Eder. Óleo de Irene Gracia
Eduardo Gil Bera
Las últimas descripciones fogosas del infierno como inframundo físico se redactaron en el Barroco. Después, durante la Ilustración, el tópico dejó de interesar, hasta que los románticos redescubrieron que una definición del infierno siempre puede ser motivo de lucimiento.
Para Victor Hugo “el infierno se encierra enteramente en esta palabra: soledad”. Y también, “una caída sin fin en una noche sin fondo, eso es el infierno” y, una vez más, “el infierno es la ausencia eterna”.
Victor Considérant profetiza: “Nuestro régimen industrial es un verdadero infierno, realiza a escala inmensa las concepciones más crueles de los mitos de la antigüedad”.
Baudelaire advierte al hipócrita lector: “Cada día descendemos un paso hacia el infierno, sin horror, a través de tinieblas que hieden”. Y más: “Los abolicionistas de almas, lo son necesariamente del infierno; están, sin duda, interesados, o al menos son gente que teme revivir”.
Verlaine repite a alguien: “Ella no sabía que el infierno es la ausencia”.
Rimbaud, durante su estancia allá: “Me creo en el infierno, luego estoy en él”.

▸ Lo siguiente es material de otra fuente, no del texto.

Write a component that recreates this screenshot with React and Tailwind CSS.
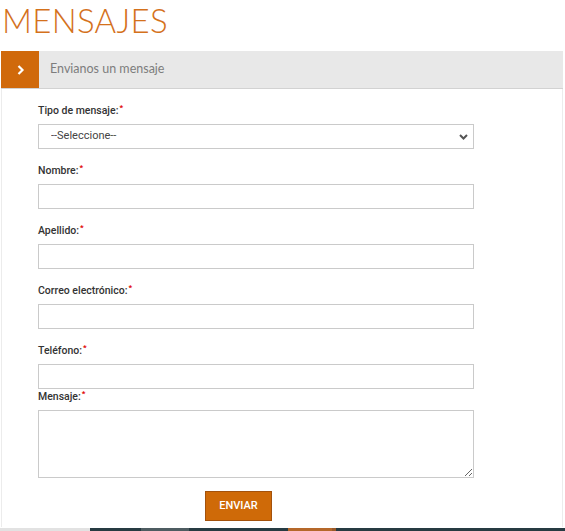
import React from 'react';

const labelCls = "block text-[10.5px] leading-[16px] font-medium text-[#333] font-['Roboto',sans-serif] mb-[5px]";
const inputCls = "block w-[436px] h-[25px] border border-[#cacaca] bg-white outline-none";

// etiqueta con asterisco rojo de requerido
const Label = ({ children, className = '' }) => (
  <label className={`${labelCls} ${className}`}>
    {children}
    <span className="relative -top-[4px] ml-[1px] text-[8px] leading-none text-[#e00000] font-bold">*</span>
  </label>
);

const Field = ({ label, last = false }) => (
  <div className={last ? 'mb-0' : 'mb-[14px]'}>
    <Label>{label}</Label>
    <input type="text" className={inputCls} />
  </div>
);

export default function App() {
  return (
    <div className="w-[565px] h-[531px] bg-white overflow-hidden flex flex-col">
      <h1 className="text-[33px] leading-[40px] font-light tracking-[0.3px] text-[#d4711c] font-['Lato',sans-serif] pl-[2px] mb-[11px]">
        MENSAJES
      </h1>

      <div className="ml-[1px] w-[562px] flex-1 flex flex-col">
        {/* barra del acordeón */}
        <div className="flex h-[38px] bg-[#e8e8e8] border-b border-[#d2d2d2]">
          <div className="w-[38px] bg-[#d0690b] flex items-center justify-center">
            <svg width="9" height="12" viewBox="0 0 9 12" fill="none">
              <path d="M2.5 2 L6.5 6 L2.5 10" stroke="white" strokeWidth="2.2" />
            </svg>
          </div>
          <span className="pl-[11px] flex items-center text-[12.5px] text-[#7d7d7d] font-['Lato',sans-serif]">
            Envianos un mensaje
          </span>
        </div>

        {/* formulario */}
        <div className="flex-1 border-x border-[#ececec] pl-[36px] pt-[14px]">
          <div className="mb-[14px]">
            <Label>Tipo de mensaje:</Label>
            <div className="relative w-[436px]">
              <select className="block w-[436px] h-[25px] appearance-none border border-[#cacaca] bg-white pl-[12px] text-[11px] text-[#444] font-['Roboto',sans-serif] outline-none">
                <option>--Seleccione--</option>
              </select>
              <svg className="absolute right-[6px] top-[10px]" width="9" height="6" viewBox="0 0 9 6" fill="none">
                <path d="M1 1 L4.5 4.5 L8 1" stroke="#555" strokeWidth="2" />
              </svg>
            </div>
          </div>

          <Field label="Nombre:" />
          <Field label="Apellido:" />
          <Field label="Correo electrónico:" />
          <Field label="Teléfono:" last />

          <div>
            <Label>Mensaje:</Label>
            <textarea className="block w-[436px] h-[68px] border border-[#cacaca] bg-white outline-none" />
          </div>

          <button className="mt-[13px] ml-[167px] w-[67px] h-[30px] bg-[#cf6a08] border border-[#a3520c] text-white text-[11px] font-['Roboto',sans-serif] font-medium">
            ENVIAR
          </button>
        </div>
      </div>

      {/* franja inferior */}
      <div className="flex h-[3px] mt-[1px]">
        <div className="w-[90px] bg-[#e2e2e2]" />
        <div className="w-[51px] bg-[#263b42]" />
        <div className="w-[48px] bg-[#4e5c61]" />
        <div className="w-[99px] bg-[#263b42]" />
        <div className="w-[44px] bg-[#b5682a]" />
        <div className="w-[4px] bg-[#9a5a2a]" />
        <div className="flex-1 bg-[#263b42]" />
      </div>
    </div>
  );
}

Sartre, famosamente: “Entonces, el infierno es esto. Nunca lo hubiera creído… vaya broma, no hace falta parrilla, el infierno son los demás”.

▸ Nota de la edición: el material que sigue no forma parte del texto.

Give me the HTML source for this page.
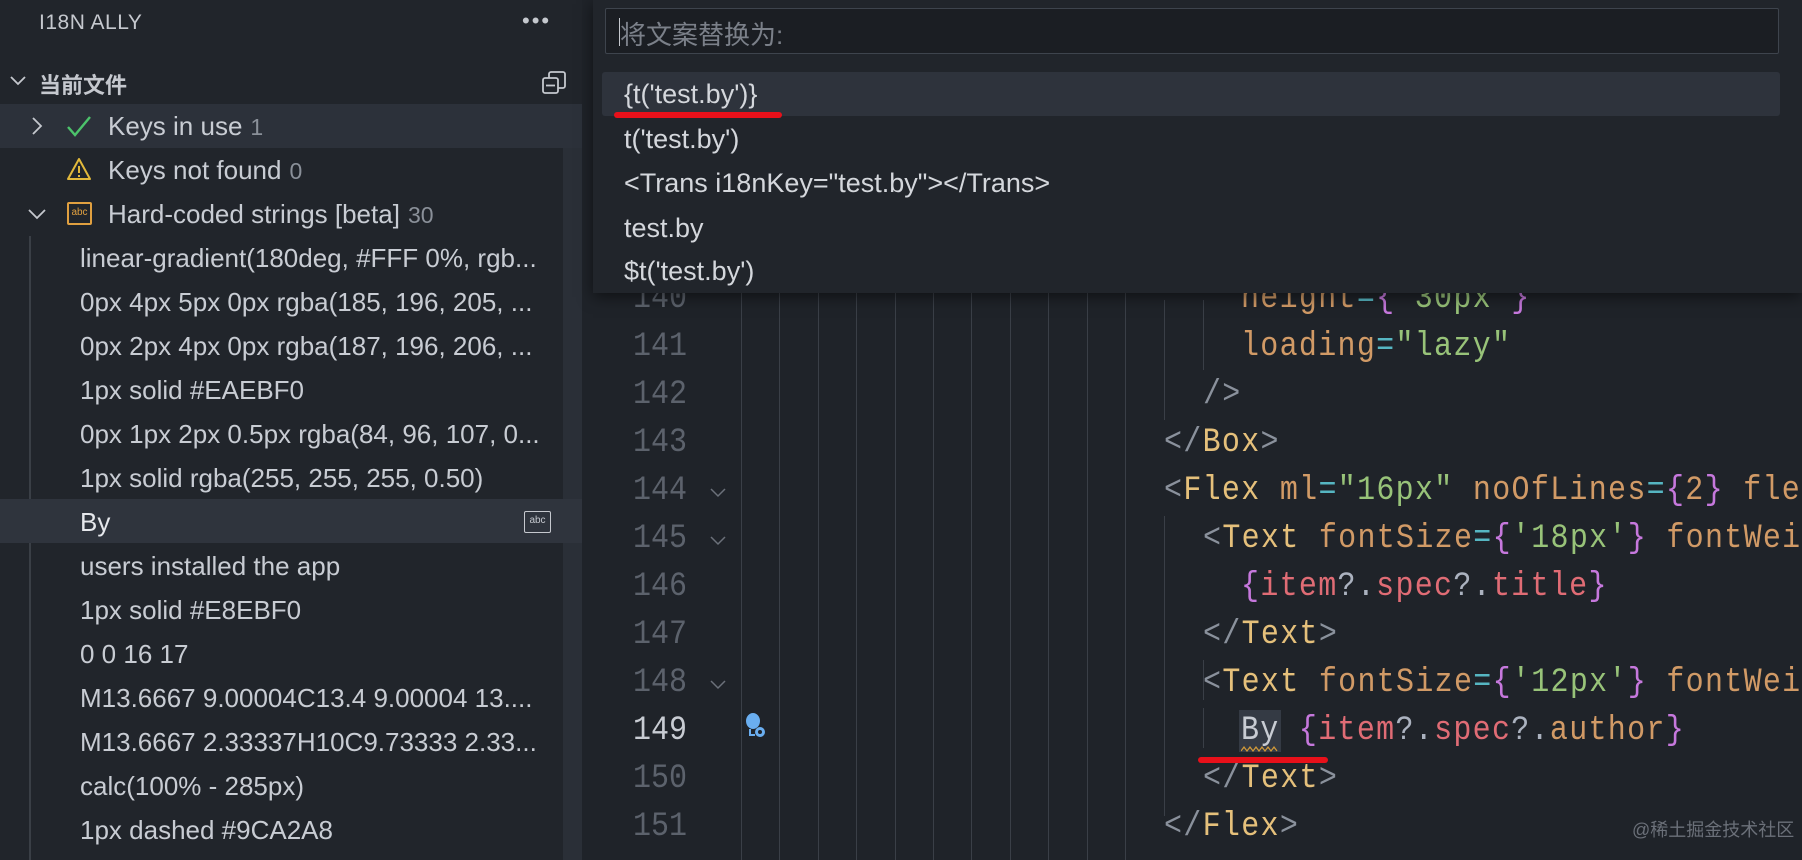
<!DOCTYPE html>
<html><head><meta charset="utf-8"><style>
*{margin:0;padding:0;box-sizing:border-box}
body{width:1802px;height:860px;overflow:hidden;background:#1f2329;font-family:"Liberation Sans","Noto Sans CJK SC",sans-serif;position:relative}
.sb{position:absolute;left:0;top:0;width:582px;height:860px;background:#21252b}
.a{position:absolute;white-space:nowrap}
.row{position:absolute;left:0;width:582px;height:44px;line-height:44px;font-size:26px;color:#c8ccd3;white-space:nowrap}
.cnt{color:#8a9099;margin-left:8px;font-size:23px}
.ln{position:absolute;right:1115px;font-family:"Liberation Mono",monospace;font-size:30px;color:#5c626c;height:48px;line-height:48px;text-align:right;transform:scaleY(1.15)}
.code{position:absolute;font-family:"Liberation Mono",monospace;font-size:30px;letter-spacing:1.3px;height:48px;line-height:48px;white-space:pre;color:#abb2bf;transform:scaleY(1.15);transform-origin:left center}
.g{position:absolute;width:1px;background:#3a3f47}
.t{color:#e5c07b}.at{color:#d19a66}.eq{color:#56b6c2}.s{color:#98c379}.b{color:#c678dd}.v{color:#e06c75}.p{color:#8a919c}
.qi{position:absolute;left:624px;font-size:27px;color:#d4d7dc;height:44px;line-height:44px;white-space:nowrap}
</style></head><body>
<div class="sb"></div>
<div class="a" style="left:563px;top:104px;width:19px;height:756px;background:#2a2f37"></div>
<div class="a" style="left:39px;top:11px;font-size:21px;color:#c5c8ce;letter-spacing:.5px">I18N ALLY</div>
<div class="a" style="left:522px;top:8px;font-size:22px;color:#c5c8ce;letter-spacing:2px">•••</div>
<div class="a" style="left:8px;top:70px">
<svg width="20" height="20" viewBox="0 0 20 20"><path d="M3 7l7 7 7-7" stroke="#c5c8ce" stroke-width="1.8" fill="none"/></svg></div>
<div class="a" style="left:39px;top:68px;font-size:22px;font-weight:bold;color:#c5c8ce">当前文件</div>
<svg class="a" style="left:541px;top:70px" width="26" height="26" viewBox="0 0 26 26"><rect x="2" y="8" width="15" height="15" rx="2" stroke="#c5c8ce" stroke-width="1.8" fill="#21252b"/><path d="M8 8V4a2 2 0 0 1 2-2h12a2 2 0 0 1 2 2v12a2 2 0 0 1-2 2h-5" stroke="#c5c8ce" stroke-width="1.8" fill="none"/><path d="M5 15.5h9" stroke="#c5c8ce" stroke-width="1.8"/></svg>

<div class="row" style="top:104px;background:#2c313a;width:582px"></div>
<div class="row" style="top:104px"><svg style="position:absolute;left:28px;top:12px" width="18" height="20" viewBox="0 0 18 20"><path d="M5 2l8 8-8 8" stroke="#c5c8ce" stroke-width="1.8" fill="none"/></svg><svg style="position:absolute;left:66px;top:10px" width="26" height="24" viewBox="0 0 26 24"><path d="M2 13l7 8L24 3" stroke="#4cc36b" stroke-width="2.4" fill="none"/></svg><span style="position:absolute;left:108px">Keys in use<span class="cnt">1</span></span></div>
<div class="row" style="top:148px"><svg style="position:absolute;left:66px;top:8px" width="26" height="26" viewBox="0 0 26 26"><path d="M13 3L24 23H2Z" stroke="#e2b93b" stroke-width="2" fill="none" stroke-linejoin="round"/><path d="M13 10v7M13 19v2" stroke="#e2b93b" stroke-width="2"/></svg><span style="position:absolute;left:108px">Keys not found<span class="cnt">0</span></span></div>
<div class="row" style="top:192px"><svg style="position:absolute;left:26px;top:13px" width="22" height="18" viewBox="0 0 22 18"><path d="M3 5l8 8 8-8" stroke="#c5c8ce" stroke-width="1.8" fill="none"/></svg><div style="position:absolute;left:67px;top:10px;width:25px;height:23px;border:2px solid #e0a040;border-radius:2px;font-size:10px;line-height:18px;text-align:center;color:#e0a040">abc</div><span style="position:absolute;left:108px">Hard-coded strings [beta]<span class="cnt">30</span></span></div>
<div class="a" style="left:29px;top:236px;width:2px;height:624px;background:#3a3f46"></div>
<div class="row" style="top:499px;background:#2f343d;width:582px"></div>
<div class="row" style="top:236px"><span style="position:absolute;left:80px">linear-gradient(180deg, #FFF 0%, rgb...</span></div>
<div class="row" style="top:280px"><span style="position:absolute;left:80px">0px 4px 5px 0px rgba(185, 196, 205, ...</span></div>
<div class="row" style="top:324px"><span style="position:absolute;left:80px">0px 2px 4px 0px rgba(187, 196, 206, ...</span></div>
<div class="row" style="top:368px"><span style="position:absolute;left:80px">1px solid #EAEBF0</span></div>
<div class="row" style="top:412px"><span style="position:absolute;left:80px">0px 1px 2px 0.5px rgba(84, 96, 107, 0...</span></div>
<div class="row" style="top:456px"><span style="position:absolute;left:80px">1px solid rgba(255, 255, 255, 0.50)</span></div>
<div class="row" style="top:500px"><span style="position:absolute;left:80px;color:#e6e8ec">By</span><div style="position:absolute;left:524px;top:11px;width:27px;height:22px;border:1.5px solid #c5c8ce;border-radius:2px;font-size:10px;line-height:18px;text-align:center;color:#c5c8ce">abc</div></div>
<div class="row" style="top:544px"><span style="position:absolute;left:80px">users installed the app</span></div>
<div class="row" style="top:588px"><span style="position:absolute;left:80px">1px solid #E8EBF0</span></div>
<div class="row" style="top:632px"><span style="position:absolute;left:80px">0 0 16 17</span></div>
<div class="row" style="top:676px"><span style="position:absolute;left:80px">M13.6667 9.00004C13.4 9.00004 13....</span></div>
<div class="row" style="top:720px"><span style="position:absolute;left:80px">M13.6667 2.33337H10C9.73333 2.33...</span></div>
<div class="row" style="top:764px"><span style="position:absolute;left:80px">calc(100% - 285px)</span></div>
<div class="row" style="top:808px"><span style="position:absolute;left:80px">1px dashed #9CA2A8</span></div>

<div class="g" style="left:741px;top:0;height:860px"></div>
<div class="g" style="left:779px;top:0;height:860px"></div>
<div class="g" style="left:818px;top:0;height:860px"></div>
<div class="g" style="left:856px;top:0;height:860px"></div>
<div class="g" style="left:895px;top:0;height:860px"></div>
<div class="g" style="left:933px;top:0;height:860px"></div>
<div class="g" style="left:971px;top:0;height:860px"></div>
<div class="g" style="left:1010px;top:0;height:860px"></div>
<div class="g" style="left:1048px;top:0;height:860px"></div>
<div class="g" style="left:1087px;top:0;height:860px"></div>
<div class="g" style="left:1125px;top:0;height:860px"></div>
<div class="g" style="left:1164px;top:300px;height:120px"></div>
<div class="g" style="left:1164px;top:516px;height:300px"></div>
<div class="g" style="left:1203px;top:300px;height:70px"></div>
<div class="g" style="left:1203px;top:660px;height:40px"></div>
<div class="g" style="left:1203px;top:708px;height:40px"></div>

<div class="ln" style="top:275px">140</div>
<div class="ln" style="top:323px">141</div>
<div class="ln" style="top:371px">142</div>
<div class="ln" style="top:419px">143</div>
<div class="ln" style="top:467px">144</div>
<div class="ln" style="top:515px">145</div>
<div class="ln" style="top:563px">146</div>
<div class="ln" style="top:611px">147</div>
<div class="ln" style="top:659px">148</div>
<div class="ln" style="top:707px;color:#c8ccd3">149</div>
<div class="ln" style="top:755px">150</div>
<div class="ln" style="top:803px">151</div>
<svg class="a" style="left:710px;top:488px" width="16" height="10" viewBox="0 0 16 10"><path d="M1 1l7 7 7-7" stroke="#6b717a" stroke-width="1.5" fill="none"/></svg>
<svg class="a" style="left:710px;top:536px" width="16" height="10" viewBox="0 0 16 10"><path d="M1 1l7 7 7-7" stroke="#6b717a" stroke-width="1.5" fill="none"/></svg>
<svg class="a" style="left:710px;top:680px" width="16" height="10" viewBox="0 0 16 10"><path d="M1 1l7 7 7-7" stroke="#6b717a" stroke-width="1.5" fill="none"/></svg>
<svg class="a" style="left:745px;top:712px" width="22" height="28" viewBox="0 0 22 28"><ellipse cx="8" cy="9" rx="7" ry="8" fill="#6aaef0"/><path d="M5 17v6h5" stroke="#6aaef0" stroke-width="2" fill="none"/><circle cx="15" cy="20" r="5" fill="#6aaef0"/><circle cx="15" cy="20" r="2" fill="#1f2329"/></svg>

<div class="code" style="left:1241px;top:275px"><span class="at">height</span><span class="eq">=</span><span class="b">{</span><span class="s">"30px"</span><span class="b">}</span></div>
<div class="code" style="left:1241px;top:323px"><span class="at">loading</span><span class="eq">=</span><span class="s">"lazy"</span></div>
<div class="code" style="left:1203px;top:371px"><span class="p">/&gt;</span></div>
<div class="code" style="left:1164px;top:419px"><span class="p">&lt;/</span><span class="t">Box</span><span class="p">&gt;</span></div>
<div class="code" style="left:1164px;top:467px"><span class="p">&lt;</span><span class="t">Flex</span> <span class="at">ml</span><span class="eq">=</span><span class="s">"16px"</span> <span class="at">noOfLines</span><span class="eq">=</span><span class="b">{</span><span class="at">2</span><span class="b">}</span> <span class="at">flexDir</span></div>
<div class="code" style="left:1203px;top:515px"><span class="p">&lt;</span><span class="t">Text</span> <span class="at">fontSize</span><span class="eq">=</span><span class="b">{</span><span class="s">'18px'</span><span class="b">}</span> <span class="at">fontWeight</span></div>
<div class="code" style="left:1241px;top:563px"><span class="b">{</span><span class="v">item</span>?.<span class="v">spec</span>?.<span class="v">title</span><span class="b">}</span></div>
<div class="code" style="left:1203px;top:611px"><span class="p">&lt;/</span><span class="t">Text</span><span class="p">&gt;</span></div>
<div class="code" style="left:1203px;top:659px"><span class="p">&lt;</span><span class="t">Text</span> <span class="at">fontSize</span><span class="eq">=</span><span class="b">{</span><span class="s">'12px'</span><span class="b">}</span> <span class="at">fontWeight</span></div>
<div class="a" style="left:1239px;top:710px;width:42px;height:42px;background:#343a44"></div>
<div class="code" style="left:1241px;top:707px"><span style="color:#c8ccd3">By</span> <span class="b">{</span><span class="v">item</span>?.<span class="v">spec</span>?.<span class="at">author</span><span class="b">}</span></div>
<svg class="a" style="left:1241px;top:746px" width="38" height="6" viewBox="0 0 38 6"><path d="M0 5l3-4 3 4 3-4 3 4 3-4 3 4 3-4 3 4 3-4 3 4 3-4 3 4" stroke="#d19a3a" stroke-width="1.2" fill="none"/></svg>
<div class="code" style="left:1203px;top:755px"><span class="p">&lt;/</span><span class="t">Text</span><span class="p">&gt;</span></div>
<div class="code" style="left:1164px;top:803px"><span class="p">&lt;/</span><span class="t">Flex</span><span class="p">&gt;</span></div>
<div class="a" style="left:1198px;top:757px;width:130px;height:6px;background:#e8101a;border-radius:3px"></div>
<div class="a" style="left:1632px;top:816px;font-size:18px;color:#6b7079">@稀土掘金技术社区</div>

<div class="a" style="left:593px;top:0;width:1209px;height:293px;background:#21252b;box-shadow:0 4px 14px rgba(0,0,0,.5)"></div>
<div class="a" style="left:605px;top:8px;width:1174px;height:46px;background:#1b1e23;border:1.5px solid #3e444d;border-radius:2px"></div>
<div class="a" style="left:619px;top:18px;width:1px;height:28px;background:#c5c8ce"></div>
<div class="a" style="left:620px;top:15px;font-size:26px;color:#7b8089">将文案替换为:</div>
<div class="a" style="left:602px;top:72px;width:1178px;height:44px;background:#2e333c;border-radius:3px"></div>
<div class="qi" style="top:72px">{t('test.by')}</div>
<div class="qi" style="top:117px">t('test.by')</div>
<div class="qi" style="top:161px">&lt;Trans i18nKey="test.by"&gt;&lt;/Trans&gt;</div>
<div class="qi" style="top:206px">test.by</div>
<div class="qi" style="top:249px">$t('test.by')</div>
<div class="a" style="left:614px;top:112px;width:168px;height:6px;background:#e8101a;border-radius:3px"></div>
</body></html>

Blanchot: “Nunca he distinguido en la posteridad más gloriosa más que un infierno pretencioso donde los críticos, todos nosotros, tenemos traza de de bastante pobres diablos”.
El último ha sido Philippe Sollers, el gran hacedor de frases y sumo sacerdote de Gallimard que, con motivo de la publicación de la obra de Drieu la Rochelle en la “Pléiade”, ha decretado: “El infierno es la moral”.
Y yo me permito aventurar si, al cabo, el infierno no será más que insomnio.
En homenaje a Heráclito: el carácter del hombre es su infierno.